Jumat, 31 Oktober 2025
Rm. 9:1-5.
Mzm. 147:12-13,14-15,19-20.
Luk. 14:1-6
ATURAN dibuat untuk menolong manusia hidup lebih baik, bukan untuk menjerat atau menindasnya.
Apa yang boleh dan tidak boleh dilakukan, sering kali tidak sesederhana daftar peraturan. Yang lebih penting adalah tujuan dari tindakan itu, apakah tindakan itu mengalir dari kasih, membawa kebaikan, meneguhkan kehidupan, dan memuliakan Allah.
Tindakan yang sama bisa menjadi benar atau salah tergantung pada niat dan tujuannya. Misalnya, menegur seseorang bisa menjadi bentuk kasih jika tujuannya membangun, tetapi bisa menjadi dosa jika tujuannya merendahkan atau melukai.
Peraturan memang penting, ia menjadi pagar agar kita tidak tersesat. Namun pagar itu tidak boleh membuat kita buta terhadap tujuan yang lebih besar, yaitu kasih.
Tanpa kasih, peraturan berubah menjadi batu yang menindas; tetapi dengan kasih, peraturan menjadi jembatan yang menuntun langkah hidup kita.

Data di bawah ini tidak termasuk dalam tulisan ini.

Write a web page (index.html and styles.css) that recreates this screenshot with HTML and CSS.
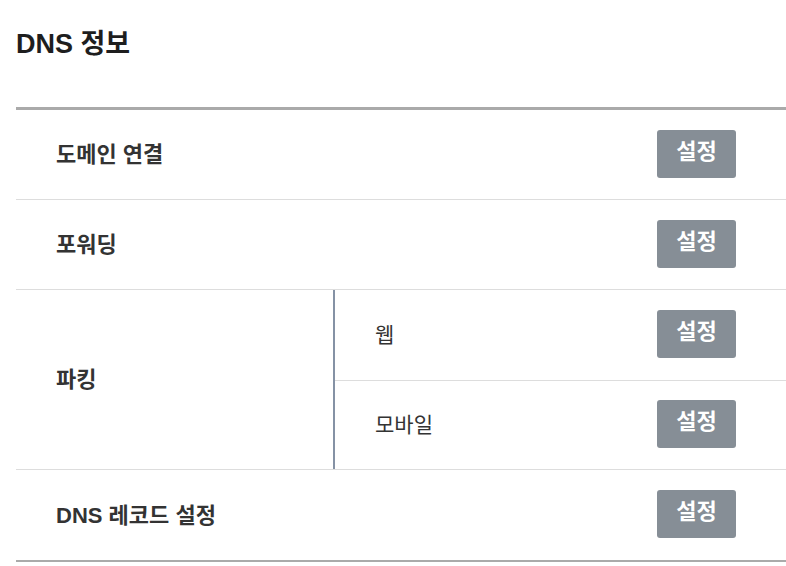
FILE: index.html
```html
<!DOCTYPE html>
<html lang="ko">
<head>
<meta charset="utf-8">
<title>DNS 정보</title>
<link rel="stylesheet" href="styles.css">
</head>
<body>
<section class="panel">
  <h2 class="title">DNS 정보</h2>
  <div class="table">
    <div class="row">
      <div class="label">도메인 연결</div>
      <button class="btn">설정</button>
    </div>
    <div class="row">
      <div class="label">포워딩</div>
      <button class="btn">설정</button>
    </div>
    <div class="group">
      <div class="group-label">파킹</div>
      <div class="group-items">
        <div class="sub-row">
          <div class="sub-label">웹</div>
          <button class="btn">설정</button>
        </div>
        <div class="sub-row">
          <div class="sub-label">모바일</div>
          <button class="btn">설정</button>
        </div>
      </div>
    </div>
    <div class="row">
      <div class="label">DNS 레코드 설정</div>
      <button class="btn">설정</button>
    </div>
  </div>
</section>
</body>
</html>
```

FILE: styles.css
```css
* { box-sizing: border-box; }
html, body { margin: 0; padding: 0; background: #fff; }
body {
  font-family: "Liberation Sans", "Noto Sans CJK KR", sans-serif;
  color: #222;
}
.panel { padding-left: 16px; }
.title {
  margin: 0;
  padding-top: 26px;
  height: 107px;
  font-size: 27px;
  font-weight: 700;
  line-height: 36px;
  color: #1e1e1e;
}
.table {
  border-top: 3px solid #aaaaaa;
  border-bottom: 2px solid #aaaaaa;
}
.row, .group { border-bottom: 1px solid #dddddd; }
.row:last-child { border-bottom: none; }
.row {
  height: 90px;
  display: flex;
  align-items: center;
  justify-content: space-between;
  padding: 0 50px 0 40px;
}
.label, .group-label {
  font-size: 22px;
  font-weight: 700;
  color: #333;
  margin-top: -5px;
}
.group { display: flex; height: 180px; }
.group-label {
  width: 319px;
  padding-left: 40px;
  margin-top: 0;
  padding-bottom: 5px;
  display: flex;
  align-items: center;
  border-right: 2px solid #8592a5;
}
.group-items { flex: 1; display: flex; flex-direction: column; }
.sub-row {
  height: 90px;
  display: flex;
  align-items: center;
  justify-content: space-between;
  padding: 0 50px 0 40px;
}
.sub-row + .sub-row { border-top: 1px solid #dddddd; height: 89px; }
.sub-label { font-size: 21px; color: #333; margin-top: -5px; }
.btn {
  width: 79px;
  height: 48px;
  border: none;
  border-radius: 3px;
  background: #868e96;
  color: #fff;
  font-family: inherit;
  font-size: 22px;
  font-weight: 700;
  line-height: 44px;
  padding: 0 0 4px;
  margin-top: -2px;
}
```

Dalam bacaan Injil hari ini kita dengar demikian, “Siapakah di antara kamu yang tidak segera menarik ke luar anaknya atau lembunya kalau terperosok ke dalam sebuah sumur, meskipun pada Hari Sabat?”
Bayangkan, seekor lembu atau anak kita sendiri terperosok ke dalam sumur pada Hari Sabat.
Apakah kita akan membiarkannya demi mematuhi peraturan? Tidak. Kasih tidak mengenal hari atau jam, kasih selalu siap bertindak, kapan pun dibutuhkan.
Yesus ingin menunjukkan bahwa kebaikan sejati tidak terikat oleh kalender keagamaan, tetapi oleh kepekaan hati.
Terkadang kita juga jatuh dalam godaan yang sama: terlalu takut melanggar aturan hingga lupa menolong sesama. Kita menilai orang lain dari apa yang “boleh” atau “tidak boleh”, bukan dari kebutuhan mereka akan kasih.
Padahal Tuhan tidak akan menanyakan seberapa ketat kita mematuhi hukum, tetapi seberapa dalam kita mengasihi dalam setiap kesempatan.
Kasih yang sejati bukanlah kompromi terhadap hukum, melainkan pemenuhan hukum itu sendiri. Ketika kita bertindak karena cinta, kita sesungguhnya menunaikan kehendak Allah yang paling murni.
Bagaimana dengan diriku?
Apakah aku lebih sering memegang aturan daripada mendengarkan suara belas kasih dalam hatiku?